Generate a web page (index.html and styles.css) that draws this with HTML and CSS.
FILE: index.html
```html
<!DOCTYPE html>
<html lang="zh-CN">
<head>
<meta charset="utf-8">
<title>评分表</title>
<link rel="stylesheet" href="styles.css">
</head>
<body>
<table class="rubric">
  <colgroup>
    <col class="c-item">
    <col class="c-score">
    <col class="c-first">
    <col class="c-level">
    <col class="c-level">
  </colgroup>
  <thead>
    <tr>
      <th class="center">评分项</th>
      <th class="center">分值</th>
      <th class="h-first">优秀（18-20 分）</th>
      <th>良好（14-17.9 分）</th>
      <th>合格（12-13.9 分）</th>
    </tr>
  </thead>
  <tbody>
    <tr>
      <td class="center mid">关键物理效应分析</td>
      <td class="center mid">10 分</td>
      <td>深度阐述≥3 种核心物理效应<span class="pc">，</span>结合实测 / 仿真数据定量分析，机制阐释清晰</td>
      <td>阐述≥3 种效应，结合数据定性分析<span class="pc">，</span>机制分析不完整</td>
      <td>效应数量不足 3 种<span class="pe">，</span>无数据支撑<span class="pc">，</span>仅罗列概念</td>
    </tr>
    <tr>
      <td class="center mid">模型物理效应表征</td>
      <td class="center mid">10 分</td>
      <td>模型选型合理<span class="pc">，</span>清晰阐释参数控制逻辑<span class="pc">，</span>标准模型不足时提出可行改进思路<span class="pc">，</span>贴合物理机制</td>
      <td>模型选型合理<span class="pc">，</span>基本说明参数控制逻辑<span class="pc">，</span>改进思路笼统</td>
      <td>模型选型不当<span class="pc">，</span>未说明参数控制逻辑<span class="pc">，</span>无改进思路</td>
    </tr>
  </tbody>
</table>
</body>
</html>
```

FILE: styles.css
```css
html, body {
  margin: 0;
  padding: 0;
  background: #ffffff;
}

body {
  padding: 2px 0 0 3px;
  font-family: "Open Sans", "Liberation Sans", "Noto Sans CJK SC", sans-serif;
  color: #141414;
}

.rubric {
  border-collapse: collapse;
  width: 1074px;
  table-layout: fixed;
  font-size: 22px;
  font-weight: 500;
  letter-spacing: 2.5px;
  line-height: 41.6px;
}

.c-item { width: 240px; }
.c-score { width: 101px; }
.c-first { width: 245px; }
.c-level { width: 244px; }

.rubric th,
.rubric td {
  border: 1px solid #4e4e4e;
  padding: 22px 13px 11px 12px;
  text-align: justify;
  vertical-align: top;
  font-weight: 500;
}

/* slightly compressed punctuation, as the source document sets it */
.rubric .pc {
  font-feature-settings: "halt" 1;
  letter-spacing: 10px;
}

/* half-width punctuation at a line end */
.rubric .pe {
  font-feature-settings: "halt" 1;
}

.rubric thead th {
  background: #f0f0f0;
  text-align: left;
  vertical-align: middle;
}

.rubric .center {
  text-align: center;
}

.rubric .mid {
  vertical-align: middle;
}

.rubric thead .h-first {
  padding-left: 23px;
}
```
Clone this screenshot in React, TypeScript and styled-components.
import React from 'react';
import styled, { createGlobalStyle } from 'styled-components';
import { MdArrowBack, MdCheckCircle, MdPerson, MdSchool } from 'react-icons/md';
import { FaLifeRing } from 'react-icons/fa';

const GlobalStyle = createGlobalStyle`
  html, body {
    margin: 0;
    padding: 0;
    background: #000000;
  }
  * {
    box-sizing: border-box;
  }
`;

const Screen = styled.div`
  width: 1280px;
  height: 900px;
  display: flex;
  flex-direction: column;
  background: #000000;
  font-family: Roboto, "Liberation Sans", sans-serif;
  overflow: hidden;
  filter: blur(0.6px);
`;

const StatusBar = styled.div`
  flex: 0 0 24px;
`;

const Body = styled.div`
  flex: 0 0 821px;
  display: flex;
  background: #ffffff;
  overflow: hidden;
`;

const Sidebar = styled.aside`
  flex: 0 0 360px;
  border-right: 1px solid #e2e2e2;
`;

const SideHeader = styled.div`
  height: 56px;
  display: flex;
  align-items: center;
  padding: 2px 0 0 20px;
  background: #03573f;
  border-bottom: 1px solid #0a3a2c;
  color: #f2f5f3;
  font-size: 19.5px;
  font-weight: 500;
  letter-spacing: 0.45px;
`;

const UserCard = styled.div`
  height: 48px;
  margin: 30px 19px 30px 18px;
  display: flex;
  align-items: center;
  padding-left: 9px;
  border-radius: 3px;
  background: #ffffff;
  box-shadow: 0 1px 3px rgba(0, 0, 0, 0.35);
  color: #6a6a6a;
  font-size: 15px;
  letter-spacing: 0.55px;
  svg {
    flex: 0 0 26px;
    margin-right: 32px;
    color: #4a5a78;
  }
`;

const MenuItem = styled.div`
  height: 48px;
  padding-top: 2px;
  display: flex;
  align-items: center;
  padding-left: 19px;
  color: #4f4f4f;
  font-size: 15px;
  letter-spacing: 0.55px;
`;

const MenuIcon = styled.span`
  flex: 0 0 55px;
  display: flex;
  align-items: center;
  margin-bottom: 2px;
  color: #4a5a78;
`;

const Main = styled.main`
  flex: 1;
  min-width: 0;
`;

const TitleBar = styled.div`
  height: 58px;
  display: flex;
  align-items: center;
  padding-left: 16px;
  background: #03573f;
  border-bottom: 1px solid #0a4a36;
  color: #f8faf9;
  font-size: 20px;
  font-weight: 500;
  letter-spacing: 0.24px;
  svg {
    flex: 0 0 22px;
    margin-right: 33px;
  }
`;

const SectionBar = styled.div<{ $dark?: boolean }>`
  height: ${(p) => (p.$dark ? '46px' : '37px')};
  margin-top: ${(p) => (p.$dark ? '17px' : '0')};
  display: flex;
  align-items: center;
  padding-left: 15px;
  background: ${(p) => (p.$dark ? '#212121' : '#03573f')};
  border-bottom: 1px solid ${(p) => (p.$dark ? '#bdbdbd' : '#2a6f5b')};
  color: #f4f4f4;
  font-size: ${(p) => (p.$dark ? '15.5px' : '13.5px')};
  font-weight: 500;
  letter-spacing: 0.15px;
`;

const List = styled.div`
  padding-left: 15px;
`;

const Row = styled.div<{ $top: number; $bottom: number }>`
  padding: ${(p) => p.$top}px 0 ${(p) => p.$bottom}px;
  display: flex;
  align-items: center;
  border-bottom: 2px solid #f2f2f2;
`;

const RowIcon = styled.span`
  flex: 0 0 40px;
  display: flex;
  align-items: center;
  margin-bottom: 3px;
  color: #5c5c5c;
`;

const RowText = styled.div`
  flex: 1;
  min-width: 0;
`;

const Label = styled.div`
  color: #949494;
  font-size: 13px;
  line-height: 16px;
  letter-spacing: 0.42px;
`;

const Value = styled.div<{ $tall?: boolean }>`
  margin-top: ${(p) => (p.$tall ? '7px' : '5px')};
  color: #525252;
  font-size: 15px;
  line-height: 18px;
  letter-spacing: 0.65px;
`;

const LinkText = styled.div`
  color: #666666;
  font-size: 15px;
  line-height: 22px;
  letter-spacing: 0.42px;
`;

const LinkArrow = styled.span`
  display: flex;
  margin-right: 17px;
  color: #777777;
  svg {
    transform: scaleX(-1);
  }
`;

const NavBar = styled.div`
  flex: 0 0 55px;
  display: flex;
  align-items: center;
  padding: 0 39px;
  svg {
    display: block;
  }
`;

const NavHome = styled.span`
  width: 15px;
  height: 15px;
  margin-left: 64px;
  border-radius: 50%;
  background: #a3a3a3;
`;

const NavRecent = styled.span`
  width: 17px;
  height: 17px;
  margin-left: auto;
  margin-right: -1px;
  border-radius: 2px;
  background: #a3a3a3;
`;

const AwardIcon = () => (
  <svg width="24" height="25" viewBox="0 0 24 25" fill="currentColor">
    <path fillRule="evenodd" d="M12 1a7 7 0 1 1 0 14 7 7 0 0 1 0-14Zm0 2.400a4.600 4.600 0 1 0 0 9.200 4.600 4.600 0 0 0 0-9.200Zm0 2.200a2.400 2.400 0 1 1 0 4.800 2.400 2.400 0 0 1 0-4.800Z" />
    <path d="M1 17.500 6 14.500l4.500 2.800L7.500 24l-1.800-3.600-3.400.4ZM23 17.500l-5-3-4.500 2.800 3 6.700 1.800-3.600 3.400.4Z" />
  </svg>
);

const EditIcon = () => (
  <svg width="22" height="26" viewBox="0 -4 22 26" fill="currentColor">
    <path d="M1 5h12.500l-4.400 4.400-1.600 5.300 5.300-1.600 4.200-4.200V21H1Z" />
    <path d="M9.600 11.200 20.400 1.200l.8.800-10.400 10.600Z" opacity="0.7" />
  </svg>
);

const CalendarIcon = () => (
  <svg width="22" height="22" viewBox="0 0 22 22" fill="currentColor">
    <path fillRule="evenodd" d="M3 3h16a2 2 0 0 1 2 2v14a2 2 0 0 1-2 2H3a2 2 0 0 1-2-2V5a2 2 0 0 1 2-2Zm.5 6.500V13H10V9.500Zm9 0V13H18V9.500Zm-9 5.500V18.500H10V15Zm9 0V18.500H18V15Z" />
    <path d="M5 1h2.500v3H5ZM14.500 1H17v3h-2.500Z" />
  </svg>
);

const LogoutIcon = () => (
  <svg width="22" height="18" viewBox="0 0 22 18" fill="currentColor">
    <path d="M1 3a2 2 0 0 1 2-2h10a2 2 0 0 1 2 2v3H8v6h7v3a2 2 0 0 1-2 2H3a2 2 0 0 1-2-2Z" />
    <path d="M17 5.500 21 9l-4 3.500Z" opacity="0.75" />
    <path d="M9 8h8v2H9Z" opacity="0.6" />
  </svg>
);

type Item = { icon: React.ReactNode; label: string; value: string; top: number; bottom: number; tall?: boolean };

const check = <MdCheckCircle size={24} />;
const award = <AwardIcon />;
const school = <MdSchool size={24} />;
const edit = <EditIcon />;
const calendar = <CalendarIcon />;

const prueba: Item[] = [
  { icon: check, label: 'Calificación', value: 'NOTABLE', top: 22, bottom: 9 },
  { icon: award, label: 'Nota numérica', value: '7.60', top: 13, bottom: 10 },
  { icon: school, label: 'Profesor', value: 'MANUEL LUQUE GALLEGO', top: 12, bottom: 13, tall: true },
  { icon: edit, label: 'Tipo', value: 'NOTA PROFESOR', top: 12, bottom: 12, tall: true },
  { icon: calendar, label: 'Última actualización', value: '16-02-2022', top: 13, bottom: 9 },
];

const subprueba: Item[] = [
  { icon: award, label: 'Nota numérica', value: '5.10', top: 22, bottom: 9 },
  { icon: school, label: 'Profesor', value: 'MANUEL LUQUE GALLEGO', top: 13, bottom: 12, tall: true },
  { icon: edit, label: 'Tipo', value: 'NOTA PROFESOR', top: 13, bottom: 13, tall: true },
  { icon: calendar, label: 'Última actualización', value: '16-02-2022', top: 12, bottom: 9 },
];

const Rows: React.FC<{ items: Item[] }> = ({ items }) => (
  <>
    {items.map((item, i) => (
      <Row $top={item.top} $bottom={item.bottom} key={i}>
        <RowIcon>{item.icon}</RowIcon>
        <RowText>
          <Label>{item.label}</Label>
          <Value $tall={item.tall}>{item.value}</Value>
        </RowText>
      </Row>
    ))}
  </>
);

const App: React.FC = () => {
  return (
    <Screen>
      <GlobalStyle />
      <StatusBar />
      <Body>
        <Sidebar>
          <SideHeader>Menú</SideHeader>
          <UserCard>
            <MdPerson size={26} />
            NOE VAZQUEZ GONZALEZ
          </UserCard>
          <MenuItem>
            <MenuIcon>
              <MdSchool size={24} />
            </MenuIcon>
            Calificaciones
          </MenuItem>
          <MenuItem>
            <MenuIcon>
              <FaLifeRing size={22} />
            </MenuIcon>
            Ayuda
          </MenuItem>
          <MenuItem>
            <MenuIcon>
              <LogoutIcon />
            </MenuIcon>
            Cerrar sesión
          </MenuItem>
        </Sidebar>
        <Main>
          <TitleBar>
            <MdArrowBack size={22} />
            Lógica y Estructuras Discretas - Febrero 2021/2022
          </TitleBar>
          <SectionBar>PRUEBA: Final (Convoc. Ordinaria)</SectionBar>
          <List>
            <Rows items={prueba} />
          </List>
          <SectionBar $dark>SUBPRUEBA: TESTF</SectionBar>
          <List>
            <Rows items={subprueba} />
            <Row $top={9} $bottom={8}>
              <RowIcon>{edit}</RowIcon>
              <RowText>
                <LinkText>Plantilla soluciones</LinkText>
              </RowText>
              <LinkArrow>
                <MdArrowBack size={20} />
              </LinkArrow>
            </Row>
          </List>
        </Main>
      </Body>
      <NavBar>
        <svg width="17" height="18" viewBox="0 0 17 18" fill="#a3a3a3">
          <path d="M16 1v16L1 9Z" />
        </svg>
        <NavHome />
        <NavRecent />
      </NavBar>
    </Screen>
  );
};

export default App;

EXERCISE INSTRUCTIONS: Extract each line from the listing that holds the word "index".

WRITTEN ANSWER:
Generate a web page (index.html and styles.css) that draws this with HTML and CSS.
FILE: index.html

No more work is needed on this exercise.